Omit images. Retype all entries verbatim.

(Lines of data)

-------

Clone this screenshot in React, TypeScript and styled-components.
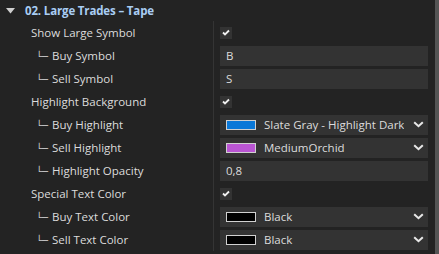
import styled, { createGlobalStyle } from 'styled-components'

const Global = createGlobalStyle`
  html, body {
    margin: 0;
    padding: 0;
    background: #232323;
  }
  body {
    font-family: 'Open Sans', 'Noto Sans', 'DejaVu Sans', sans-serif;
  }
`

type Row =
  | { kind: 'check'; label: string; child?: boolean }
  | { kind: 'text'; label: string; child?: boolean; value: string }
  | { kind: 'color'; label: string; child?: boolean; value: string; swatch: string }

const rows: Row[] = [
  { kind: 'check', label: 'Show Large Symbol' },
  { kind: 'text', label: 'Buy Symbol', child: true, value: 'B' },
  { kind: 'text', label: 'Sell Symbol', child: true, value: 'S' },
  { kind: 'check', label: 'Highlight Background' },
  { kind: 'color', label: 'Buy Highlight', child: true, value: 'Slate Gray - Highlight Dark', swatch: '#0a78d8' },
  { kind: 'color', label: 'Sell Highlight', child: true, value: 'MediumOrchid', swatch: '#ba55d3' },
  { kind: 'text', label: 'Highlight Opacity', child: true, value: '0,8' },
  { kind: 'check', label: 'Special Text Color' },
  { kind: 'color', label: 'Buy Text Color', child: true, value: 'Black', swatch: '#000000' },
  { kind: 'color', label: 'Sell Text Color', child: true, value: 'Black', swatch: '#000000' },
]

const Page = styled.div`
  display: flex;
  width: 439px;
  height: 254px;
  overflow: hidden;
  background: #232323;
`

const Content = styled.div`
  flex: 1;
  display: flex;
  flex-direction: column;
`

const Header = styled.div`
  height: 21px;
  display: flex;
  align-items: center;
  padding-left: 6px;
  gap: 10px;
  color: #a9cdf3;
  font-weight: 700;
  font-size: 11.5px;
  letter-spacing: -0.15px;
`

const Grid = styled.div`
  display: grid;
  grid-template-columns: 214px 1fr;
`

const Label = styled.div<{ $child?: boolean }>`
  height: 23px;
  display: flex;
  align-items: center;
  padding-left: ${p => (p.$child ? '36px' : '31px')};
  color: #dcdcdc;
  font-size: 11.5px;
  white-space: nowrap;
  border-right: 1px solid #343434;
  box-sizing: border-box;
`

const Branch = styled.span`
  display: inline-block;
  font-family: 'DejaVu Sans Mono', monospace;
  font-size: 10px;
  line-height: 1;
  width: 16px;
  color: #cfcfcf;
  transform: translateY(1px);
`

const Cell = styled.div`
  height: 23px;
  display: flex;
  align-items: center;
  padding-left: 6px;
  padding-right: 7px;
`

const Check = styled.div`
  width: 12px;
  height: 12px;
  background: #333;
  display: flex;
  align-items: center;
  justify-content: center;
`

const Field = styled.div`
  flex: 1;
  min-width: 0;
  height: 20px;
  background: #333333;
  display: flex;
  align-items: center;
  padding-left: 6px;
  padding-right: 4px;
  color: #dcdcdc;
  font-size: 11.5px;
  white-space: nowrap;
  overflow: hidden;
`

const Swatch = styled.span<{ $color: string }>`
  width: 28px;
  height: 8px;
  flex: none;
  background: ${p => p.$color};
  border: 1px solid #d0d0d0;
  margin-right: 8px;
`

const Value = styled.span`
  flex: 1;
  min-width: 0;
  margin-right: 9px;
  overflow: hidden;
  white-space: nowrap;
`

const Scrollbar = styled.div`
  width: 12px;
  display: flex;
  background: #2a2a2a;
`

const Thumb = styled.div`
  width: 7px;
  background: #555;
  border-right: 1px solid #666;
`

const CheckMark = () => (
  <svg width="8" height="7" viewBox="0 0 8 7">
    <path d="M1 3.5 L3 5.5 L7 1.5" stroke="#f0f0f0" strokeWidth="1.8" fill="none" />
  </svg>
)

const Chevron = () => (
  <svg width="11" height="7" viewBox="0 0 11 7" style={{ flex: 'none' }}>
    <path d="M1.2 1.2 L5.5 5.2 L9.8 1.2" stroke="#e8e8e8" strokeWidth="2" fill="none" />
  </svg>
)

const Triangle = () => (
  <svg width="9" height="6" viewBox="0 0 9 6">
    <path d="M0 0 H9 L4.5 5.5 Z" fill="#cfcfcf" />
  </svg>
)

export default function App() {
  return (
    <Page>
      <Global />
      <Content>
        <Header>
          <Triangle />
          <span>02. Large Trades – Tape</span>
        </Header>
        <Grid>
          {rows.map((r, i) => [
            <Label key={'l' + i} $child={r.child}>
              {r.child && <Branch>└─</Branch>}
              {r.label}
            </Label>,
            <Cell key={'c' + i}>
              {r.kind === 'check' && (
                <Check>
                  <CheckMark />
                </Check>
              )}
              {r.kind === 'text' && <Field>{r.value}</Field>}
              {r.kind === 'color' && (
                <Field>
                  <Swatch $color={r.swatch} />
                  <Value>{r.value}</Value>
                  <Chevron />
                </Field>
              )}
            </Cell>,
          ])}
        </Grid>
      </Content>
      <Scrollbar>
        <Thumb />
      </Scrollbar>
    </Page>
  )
}
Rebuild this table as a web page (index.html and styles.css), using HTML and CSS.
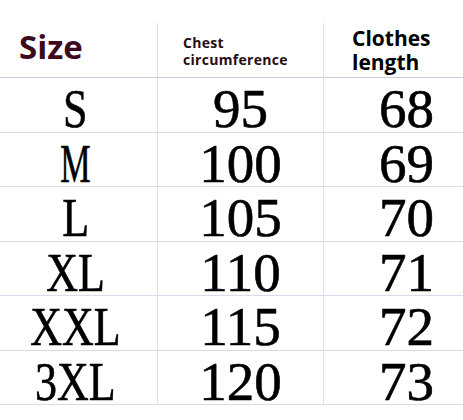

-------

Exercise result:
Clone this screenshot in React, TypeScript and styled-components.
import styled, { createGlobalStyle } from 'styled-components'

const Global = createGlobalStyle`
  html, body {
    margin: 0;
    padding: 0;
    background: #232323;
  }
  body {
    font-family: 'Open Sans', 'Noto Sans', 'DejaVu Sans', sans-serif;
  }
`

type Row =
  | { kind: 'check'; label: string; child?: boolean }
  | { kind: 'text'; label: string; child?: boolean; value: string }
  | { kind: 'color'; label: string; child?: boolean; value: string; swatch: string }

const rows: Row[] = [
  { kind: 'check', label: 'Show Large Symbol' },
  { kind: 'text', label: 'Buy Symbol', child: true, value: 'B' },
  { kind: 'text', label: 'Sell Symbol', child: true, value: 'S' },
  { kind: 'check', label: 'Highlight Background' },
  { kind: 'color', label: 'Buy Highlight', child: true, value: 'Slate Gray - Highlight Dark', swatch: '#0a78d8' },
  { kind: 'color', label: 'Sell Highlight', child: true, value: 'MediumOrchid', swatch: '#ba55d3' },
  { kind: 'text', label: 'Highlight Opacity', child: true, value: '0,8' },
  { kind: 'check', label: 'Special Text Color' },
  { kind: 'color', label: 'Buy Text Color', child: true, value: 'Black', swatch: '#000000' },
  { kind: 'color', label: 'Sell Text Color', child: true, value: 'Black', swatch: '#000000' },
]

const Page = styled.div`
  display: flex;
  width: 439px;
  height: 254px;
  overflow: hidden;
  background: #232323;
`

const Content = styled.div`
  flex: 1;
  display: flex;
  flex-direction: column;
`

const Header = styled.div`
  height: 21px;
  display: flex;
  align-items: center;
  padding-left: 6px;
  gap: 10px;
  color: #a9cdf3;
  font-weight: 700;
  font-size: 11.5px;
  letter-spacing: -0.15px;
`

const Grid = styled.div`
  display: grid;
  grid-template-columns: 214px 1fr;
`

const Label = styled.div<{ $child?: boolean }>`
  height: 23px;
  display: flex;
  align-items: center;
  padding-left: ${p => (p.$child ? '36px' : '31px')};
  color: #dcdcdc;
  font-size: 11.5px;
  white-space: nowrap;
  border-right: 1px solid #343434;
  box-sizing: border-box;
`

const Branch = styled.span`
  display: inline-block;
  font-family: 'DejaVu Sans Mono', monospace;
  font-size: 10px;
  line-height: 1;
  width: 16px;
  color: #cfcfcf;
  transform: translateY(1px);
`

const Cell = styled.div`
  height: 23px;
  display: flex;
  align-items: center;
  padding-left: 6px;
  padding-right: 7px;
`

const Check = styled.div`
  width: 12px;
  height: 12px;
  background: #333;
  display: flex;
  align-items: center;
  justify-content: center;
`

const Field = styled.div`
  flex: 1;
  min-width: 0;
  height: 20px;
  background: #333333;
  display: flex;
  align-items: center;
  padding-left: 6px;
  padding-right: 4px;
  color: #dcdcdc;
  font-size: 11.5px;
  white-space: nowrap;
  overflow: hidden;
`

const Swatch = styled.span<{ $color: string }>`
  width: 28px;
  height: 8px;
  flex: none;
  background: ${p => p.$color};
  border: 1px solid #d0d0d0;
  margin-right: 8px;
`

const Value = styled.span`
  flex: 1;
  min-width: 0;
  margin-right: 9px;
  overflow: hidden;
  white-space: nowrap;
`

const Scrollbar = styled.div`
  width: 12px;
  display: flex;
  background: #2a2a2a;
`

const Thumb = styled.div`
  width: 7px;
  background: #555;
  border-right: 1px solid #666;
`

const CheckMark = () => (
  <svg width="8" height="7" viewBox="0 0 8 7">
    <path d="M1 3.5 L3 5.5 L7 1.5" stroke="#f0f0f0" strokeWidth="1.8" fill="none" />
  </svg>
)

const Chevron = () => (
  <svg width="11" height="7" viewBox="0 0 11 7" style={{ flex: 'none' }}>
    <path d="M1.2 1.2 L5.5 5.2 L9.8 1.2" stroke="#e8e8e8" strokeWidth="2" fill="none" />
  </svg>
)

const Triangle = () => (
  <svg width="9" height="6" viewBox="0 0 9 6">
    <path d="M0 0 H9 L4.5 5.5 Z" fill="#cfcfcf" />
  </svg>
)

export default function App() {
  return (
    <Page>
      <Global />
      <Content>
        <Header>
          <Triangle />
          <span>02. Large Trades – Tape</span>
        </Header>
        <Grid>
          {rows.map((r, i) => [
            <Label key={'l' + i} $child={r.child}>
              {r.child && <Branch>└─</Branch>}
              {r.label}
            </Label>,
            <Cell key={'c' + i}>
              {r.kind === 'check' && (
                <Check>
                  <CheckMark />
                </Check>
              )}
              {r.kind === 'text' && <Field>{r.value}</Field>}
              {r.kind === 'color' && (
                <Field>
                  <Swatch $color={r.swatch} />
                  <Value>{r.value}</Value>
                  <Chevron />
                </Field>
              )}
            </Cell>,
          ])}
        </Grid>
      </Content>
      <Scrollbar>
        <Thumb />
      </Scrollbar>
    </Page>
  )
}
Rebuild this table as a web page (index.html and styles.css), using HTML and CSS.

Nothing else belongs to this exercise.